Entries with page source code:
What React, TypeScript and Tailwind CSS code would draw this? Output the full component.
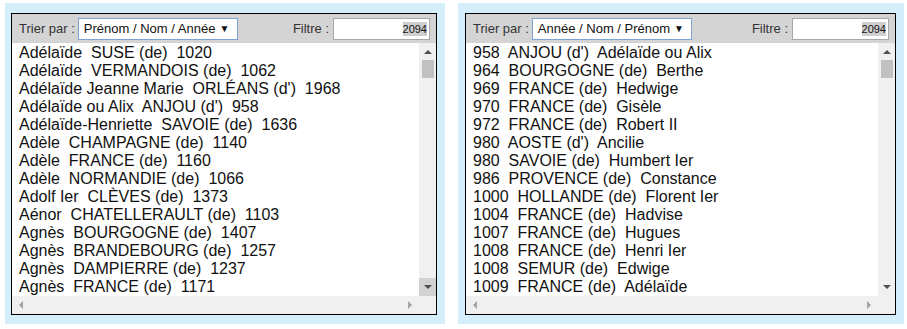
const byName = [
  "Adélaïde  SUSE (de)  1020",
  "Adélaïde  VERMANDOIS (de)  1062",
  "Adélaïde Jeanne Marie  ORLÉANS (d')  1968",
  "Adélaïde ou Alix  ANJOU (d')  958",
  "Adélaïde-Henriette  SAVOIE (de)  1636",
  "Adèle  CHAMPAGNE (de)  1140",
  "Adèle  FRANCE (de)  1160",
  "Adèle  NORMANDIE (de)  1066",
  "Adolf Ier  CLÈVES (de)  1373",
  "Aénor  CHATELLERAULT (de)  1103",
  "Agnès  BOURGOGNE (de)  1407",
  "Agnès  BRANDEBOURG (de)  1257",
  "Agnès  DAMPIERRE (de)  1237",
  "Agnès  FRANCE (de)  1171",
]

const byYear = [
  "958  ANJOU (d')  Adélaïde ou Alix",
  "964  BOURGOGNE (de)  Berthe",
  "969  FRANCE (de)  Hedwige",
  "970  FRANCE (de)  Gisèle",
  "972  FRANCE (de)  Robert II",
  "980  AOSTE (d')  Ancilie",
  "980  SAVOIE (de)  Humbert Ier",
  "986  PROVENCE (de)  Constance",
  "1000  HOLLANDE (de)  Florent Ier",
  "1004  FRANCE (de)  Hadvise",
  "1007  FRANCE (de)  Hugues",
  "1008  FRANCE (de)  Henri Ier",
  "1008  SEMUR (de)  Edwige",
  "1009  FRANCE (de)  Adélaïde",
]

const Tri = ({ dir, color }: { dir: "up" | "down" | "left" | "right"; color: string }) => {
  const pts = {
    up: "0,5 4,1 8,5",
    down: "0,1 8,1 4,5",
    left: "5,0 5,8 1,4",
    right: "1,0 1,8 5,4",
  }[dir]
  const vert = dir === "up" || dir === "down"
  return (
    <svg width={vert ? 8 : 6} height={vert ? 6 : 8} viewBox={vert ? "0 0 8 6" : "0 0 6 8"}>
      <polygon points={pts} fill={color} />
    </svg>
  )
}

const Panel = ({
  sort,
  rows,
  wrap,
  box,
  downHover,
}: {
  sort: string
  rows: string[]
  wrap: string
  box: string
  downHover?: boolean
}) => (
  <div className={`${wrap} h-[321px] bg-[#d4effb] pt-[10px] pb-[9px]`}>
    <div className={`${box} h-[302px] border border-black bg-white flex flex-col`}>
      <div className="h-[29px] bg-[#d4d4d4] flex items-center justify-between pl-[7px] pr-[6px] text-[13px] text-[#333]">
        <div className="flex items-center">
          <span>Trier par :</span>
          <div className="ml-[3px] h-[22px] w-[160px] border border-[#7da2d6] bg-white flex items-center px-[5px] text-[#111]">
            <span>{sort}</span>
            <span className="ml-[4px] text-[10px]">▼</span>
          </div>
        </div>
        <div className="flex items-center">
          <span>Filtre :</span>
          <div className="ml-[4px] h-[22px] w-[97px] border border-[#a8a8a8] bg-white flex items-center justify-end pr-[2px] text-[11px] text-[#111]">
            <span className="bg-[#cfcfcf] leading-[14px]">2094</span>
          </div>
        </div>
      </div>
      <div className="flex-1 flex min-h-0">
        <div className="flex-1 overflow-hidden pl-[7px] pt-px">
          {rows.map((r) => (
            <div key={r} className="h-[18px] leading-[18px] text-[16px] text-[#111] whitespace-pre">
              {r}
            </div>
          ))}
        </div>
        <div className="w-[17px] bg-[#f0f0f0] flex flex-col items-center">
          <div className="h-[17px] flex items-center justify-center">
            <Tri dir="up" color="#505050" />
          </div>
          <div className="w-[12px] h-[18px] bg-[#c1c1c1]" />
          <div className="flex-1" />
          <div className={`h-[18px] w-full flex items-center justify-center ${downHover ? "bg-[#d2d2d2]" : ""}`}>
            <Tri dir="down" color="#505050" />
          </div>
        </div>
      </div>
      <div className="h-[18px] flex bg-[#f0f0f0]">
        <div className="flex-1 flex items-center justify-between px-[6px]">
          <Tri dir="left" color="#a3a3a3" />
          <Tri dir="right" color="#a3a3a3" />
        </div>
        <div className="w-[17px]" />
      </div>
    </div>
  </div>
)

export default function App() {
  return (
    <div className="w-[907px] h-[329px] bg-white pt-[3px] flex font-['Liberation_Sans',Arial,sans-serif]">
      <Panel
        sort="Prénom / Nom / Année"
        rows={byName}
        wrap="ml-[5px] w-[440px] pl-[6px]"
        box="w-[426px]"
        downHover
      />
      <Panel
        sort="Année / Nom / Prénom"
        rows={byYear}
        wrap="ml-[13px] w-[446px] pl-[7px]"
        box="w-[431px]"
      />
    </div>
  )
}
* * *
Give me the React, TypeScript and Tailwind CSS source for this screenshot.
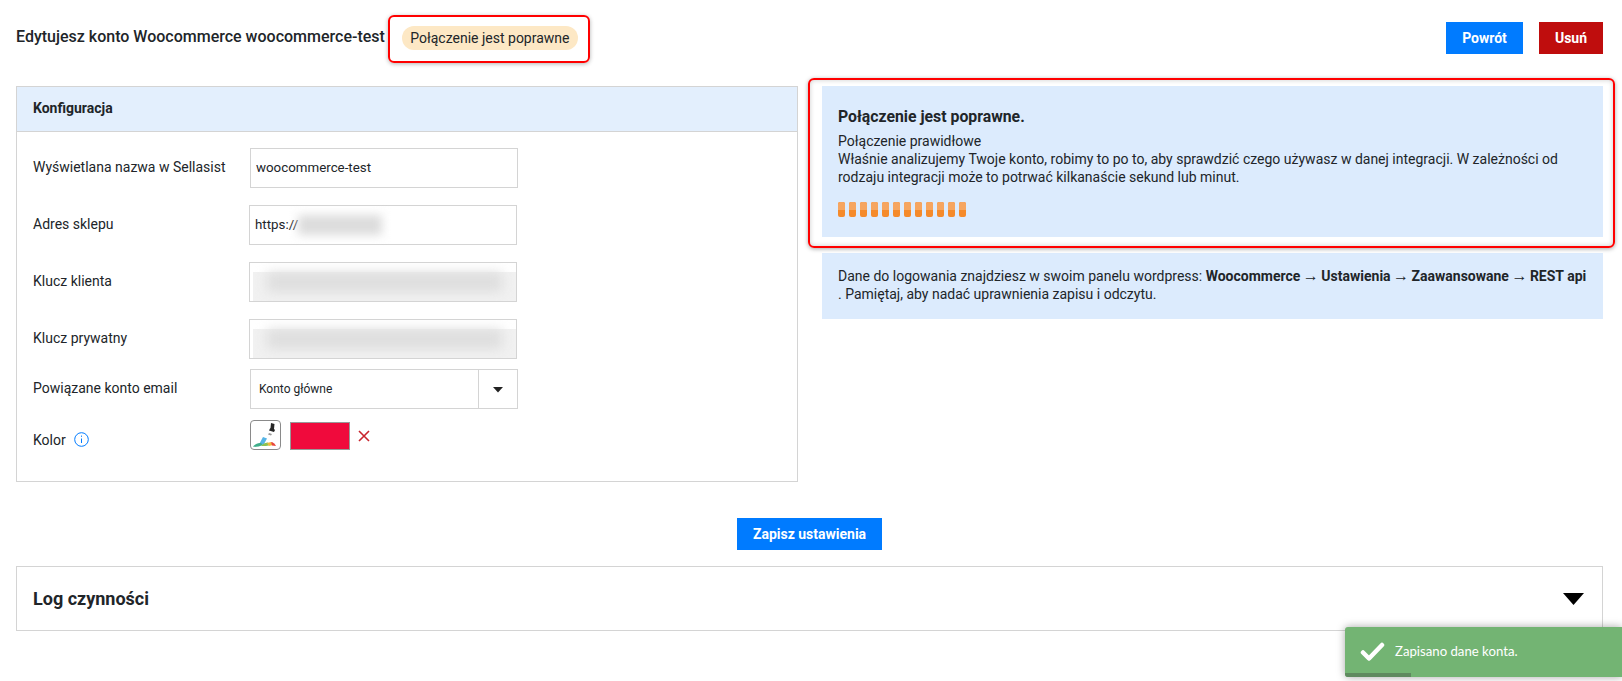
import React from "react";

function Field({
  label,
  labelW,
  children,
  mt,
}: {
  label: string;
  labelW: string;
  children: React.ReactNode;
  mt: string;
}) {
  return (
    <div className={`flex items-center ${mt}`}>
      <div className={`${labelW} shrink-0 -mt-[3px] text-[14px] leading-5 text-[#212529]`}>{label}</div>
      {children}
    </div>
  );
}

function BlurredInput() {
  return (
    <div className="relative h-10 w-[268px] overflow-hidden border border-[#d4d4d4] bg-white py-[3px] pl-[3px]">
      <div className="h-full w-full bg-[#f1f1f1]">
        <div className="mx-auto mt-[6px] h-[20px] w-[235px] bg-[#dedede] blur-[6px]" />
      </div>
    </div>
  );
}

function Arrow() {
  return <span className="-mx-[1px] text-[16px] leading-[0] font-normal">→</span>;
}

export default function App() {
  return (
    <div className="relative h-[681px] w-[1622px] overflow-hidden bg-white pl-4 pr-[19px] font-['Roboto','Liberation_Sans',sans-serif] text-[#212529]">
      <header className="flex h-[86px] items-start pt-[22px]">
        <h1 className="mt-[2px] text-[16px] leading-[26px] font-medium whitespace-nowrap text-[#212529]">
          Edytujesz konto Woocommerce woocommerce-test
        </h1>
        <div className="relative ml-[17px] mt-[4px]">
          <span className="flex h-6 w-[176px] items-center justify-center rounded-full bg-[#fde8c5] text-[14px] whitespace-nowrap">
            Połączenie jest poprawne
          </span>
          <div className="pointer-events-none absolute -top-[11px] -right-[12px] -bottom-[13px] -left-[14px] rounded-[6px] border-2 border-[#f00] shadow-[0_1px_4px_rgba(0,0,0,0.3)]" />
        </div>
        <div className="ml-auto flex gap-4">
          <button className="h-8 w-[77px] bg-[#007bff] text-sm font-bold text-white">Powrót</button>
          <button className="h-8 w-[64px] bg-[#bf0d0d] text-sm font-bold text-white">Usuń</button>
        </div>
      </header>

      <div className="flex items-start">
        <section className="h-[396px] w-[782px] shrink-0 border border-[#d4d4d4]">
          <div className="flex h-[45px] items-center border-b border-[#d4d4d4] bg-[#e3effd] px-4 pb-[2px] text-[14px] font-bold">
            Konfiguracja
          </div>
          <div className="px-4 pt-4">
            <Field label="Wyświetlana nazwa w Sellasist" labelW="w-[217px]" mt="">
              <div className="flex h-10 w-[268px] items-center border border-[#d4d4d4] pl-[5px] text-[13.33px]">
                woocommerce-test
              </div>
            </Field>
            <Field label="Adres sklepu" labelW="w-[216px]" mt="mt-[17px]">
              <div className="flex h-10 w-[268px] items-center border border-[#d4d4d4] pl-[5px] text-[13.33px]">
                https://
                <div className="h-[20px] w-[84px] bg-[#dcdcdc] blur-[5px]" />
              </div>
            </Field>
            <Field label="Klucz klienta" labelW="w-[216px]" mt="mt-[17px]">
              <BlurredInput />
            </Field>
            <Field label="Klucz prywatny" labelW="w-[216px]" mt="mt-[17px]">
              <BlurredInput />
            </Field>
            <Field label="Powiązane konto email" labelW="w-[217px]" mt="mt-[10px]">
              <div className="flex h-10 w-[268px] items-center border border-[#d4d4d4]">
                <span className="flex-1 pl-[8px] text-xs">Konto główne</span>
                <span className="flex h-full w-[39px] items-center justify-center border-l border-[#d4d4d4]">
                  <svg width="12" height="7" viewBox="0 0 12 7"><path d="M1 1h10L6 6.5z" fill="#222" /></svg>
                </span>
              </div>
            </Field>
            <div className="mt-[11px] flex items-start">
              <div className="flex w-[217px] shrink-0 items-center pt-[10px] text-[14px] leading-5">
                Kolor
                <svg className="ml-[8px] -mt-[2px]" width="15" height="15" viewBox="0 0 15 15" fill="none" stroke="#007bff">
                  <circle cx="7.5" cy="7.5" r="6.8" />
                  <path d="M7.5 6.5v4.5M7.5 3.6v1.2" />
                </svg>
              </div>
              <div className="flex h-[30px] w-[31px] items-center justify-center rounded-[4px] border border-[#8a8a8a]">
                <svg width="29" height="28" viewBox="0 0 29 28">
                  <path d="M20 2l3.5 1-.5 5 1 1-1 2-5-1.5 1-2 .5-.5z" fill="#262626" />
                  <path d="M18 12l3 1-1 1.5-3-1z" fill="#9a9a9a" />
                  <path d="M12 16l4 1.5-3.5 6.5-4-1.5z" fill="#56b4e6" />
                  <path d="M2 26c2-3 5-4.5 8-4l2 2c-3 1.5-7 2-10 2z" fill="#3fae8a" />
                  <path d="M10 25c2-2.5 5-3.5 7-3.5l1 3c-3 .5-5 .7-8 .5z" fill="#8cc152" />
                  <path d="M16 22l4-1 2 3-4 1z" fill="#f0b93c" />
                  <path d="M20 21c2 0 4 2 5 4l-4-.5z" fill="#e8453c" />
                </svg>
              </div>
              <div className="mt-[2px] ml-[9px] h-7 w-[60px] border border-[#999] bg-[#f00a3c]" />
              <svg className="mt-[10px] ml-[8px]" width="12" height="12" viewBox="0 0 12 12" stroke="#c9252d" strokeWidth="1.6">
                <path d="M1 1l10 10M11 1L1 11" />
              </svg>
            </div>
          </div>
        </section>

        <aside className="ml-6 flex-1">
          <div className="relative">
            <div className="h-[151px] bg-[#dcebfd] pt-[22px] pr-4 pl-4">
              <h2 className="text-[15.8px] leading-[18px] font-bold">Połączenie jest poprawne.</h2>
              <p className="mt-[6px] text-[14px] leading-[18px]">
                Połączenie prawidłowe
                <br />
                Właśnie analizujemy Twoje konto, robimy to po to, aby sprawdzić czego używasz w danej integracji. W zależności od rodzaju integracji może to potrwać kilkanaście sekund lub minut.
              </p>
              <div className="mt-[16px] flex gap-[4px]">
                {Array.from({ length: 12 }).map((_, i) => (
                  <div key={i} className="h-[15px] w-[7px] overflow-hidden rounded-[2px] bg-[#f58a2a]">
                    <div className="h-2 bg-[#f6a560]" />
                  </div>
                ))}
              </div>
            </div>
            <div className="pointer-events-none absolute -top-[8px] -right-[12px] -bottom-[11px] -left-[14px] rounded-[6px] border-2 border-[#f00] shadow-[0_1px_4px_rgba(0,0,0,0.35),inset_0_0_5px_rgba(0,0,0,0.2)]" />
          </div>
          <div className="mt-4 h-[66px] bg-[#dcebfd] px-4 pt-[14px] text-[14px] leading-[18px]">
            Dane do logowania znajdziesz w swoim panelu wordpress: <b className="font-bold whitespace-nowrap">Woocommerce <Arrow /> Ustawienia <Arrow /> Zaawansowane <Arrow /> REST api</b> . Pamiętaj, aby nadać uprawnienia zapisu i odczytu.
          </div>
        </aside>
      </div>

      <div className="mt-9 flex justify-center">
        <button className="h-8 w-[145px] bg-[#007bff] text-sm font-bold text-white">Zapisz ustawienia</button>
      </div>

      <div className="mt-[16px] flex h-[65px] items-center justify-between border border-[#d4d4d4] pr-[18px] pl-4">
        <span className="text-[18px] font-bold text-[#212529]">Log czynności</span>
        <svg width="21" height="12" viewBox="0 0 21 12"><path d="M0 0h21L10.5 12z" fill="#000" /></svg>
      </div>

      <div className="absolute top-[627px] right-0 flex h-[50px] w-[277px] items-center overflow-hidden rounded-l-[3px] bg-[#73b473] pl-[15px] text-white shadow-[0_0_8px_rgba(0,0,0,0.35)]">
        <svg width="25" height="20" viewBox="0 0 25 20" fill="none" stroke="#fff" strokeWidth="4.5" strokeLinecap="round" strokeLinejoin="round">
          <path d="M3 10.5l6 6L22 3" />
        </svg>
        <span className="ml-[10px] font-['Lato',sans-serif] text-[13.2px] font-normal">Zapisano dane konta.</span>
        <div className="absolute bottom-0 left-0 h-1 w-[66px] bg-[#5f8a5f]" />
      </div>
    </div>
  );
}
---
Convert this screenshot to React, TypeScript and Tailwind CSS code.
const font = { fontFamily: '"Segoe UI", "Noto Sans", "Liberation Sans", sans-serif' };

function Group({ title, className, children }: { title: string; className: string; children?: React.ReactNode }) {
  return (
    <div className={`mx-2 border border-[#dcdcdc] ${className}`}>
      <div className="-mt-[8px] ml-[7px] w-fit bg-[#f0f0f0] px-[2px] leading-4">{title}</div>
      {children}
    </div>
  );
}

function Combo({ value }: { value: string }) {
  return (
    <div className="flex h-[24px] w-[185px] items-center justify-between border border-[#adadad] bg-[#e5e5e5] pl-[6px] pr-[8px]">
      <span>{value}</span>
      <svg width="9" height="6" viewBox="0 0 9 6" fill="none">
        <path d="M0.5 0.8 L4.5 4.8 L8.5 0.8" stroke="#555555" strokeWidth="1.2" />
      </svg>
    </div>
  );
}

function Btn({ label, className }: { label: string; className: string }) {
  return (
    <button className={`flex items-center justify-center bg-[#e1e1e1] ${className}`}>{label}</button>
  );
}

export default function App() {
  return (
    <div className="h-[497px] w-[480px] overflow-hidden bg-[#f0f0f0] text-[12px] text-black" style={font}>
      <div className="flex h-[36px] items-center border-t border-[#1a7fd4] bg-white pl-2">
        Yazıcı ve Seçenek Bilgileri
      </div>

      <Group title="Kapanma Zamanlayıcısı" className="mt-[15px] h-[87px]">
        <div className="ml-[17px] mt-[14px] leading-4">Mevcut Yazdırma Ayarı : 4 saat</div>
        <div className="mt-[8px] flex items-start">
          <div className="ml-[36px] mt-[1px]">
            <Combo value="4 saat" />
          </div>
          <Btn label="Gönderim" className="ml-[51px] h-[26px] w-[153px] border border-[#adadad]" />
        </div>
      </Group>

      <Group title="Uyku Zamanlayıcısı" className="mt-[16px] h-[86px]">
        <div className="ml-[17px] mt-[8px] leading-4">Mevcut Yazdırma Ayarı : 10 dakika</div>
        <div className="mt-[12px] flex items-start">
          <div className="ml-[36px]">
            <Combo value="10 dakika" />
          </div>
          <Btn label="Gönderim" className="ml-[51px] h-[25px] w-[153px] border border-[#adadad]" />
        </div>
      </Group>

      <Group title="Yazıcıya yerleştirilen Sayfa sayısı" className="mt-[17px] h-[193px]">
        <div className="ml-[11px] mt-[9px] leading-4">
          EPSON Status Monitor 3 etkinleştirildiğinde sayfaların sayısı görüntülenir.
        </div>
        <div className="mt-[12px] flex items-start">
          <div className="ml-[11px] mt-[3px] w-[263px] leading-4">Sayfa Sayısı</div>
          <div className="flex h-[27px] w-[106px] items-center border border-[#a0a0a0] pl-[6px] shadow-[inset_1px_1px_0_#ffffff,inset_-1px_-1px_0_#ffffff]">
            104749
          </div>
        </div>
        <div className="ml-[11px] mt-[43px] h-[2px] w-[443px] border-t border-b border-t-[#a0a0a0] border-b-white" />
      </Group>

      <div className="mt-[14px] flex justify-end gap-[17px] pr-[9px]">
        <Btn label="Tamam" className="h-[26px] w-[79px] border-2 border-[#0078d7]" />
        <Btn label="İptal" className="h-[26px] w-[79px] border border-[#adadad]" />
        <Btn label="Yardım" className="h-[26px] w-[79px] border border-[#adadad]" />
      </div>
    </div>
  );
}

* Exercise prompt
Using the listing above, locate the lines that hold "Tailwind" and copy each one.

* Exercise response
What React, TypeScript and Tailwind CSS code would draw this? Output the full component.
Give me the React, TypeScript and Tailwind CSS source for this screenshot.
Convert this screenshot to React, TypeScript and Tailwind CSS code.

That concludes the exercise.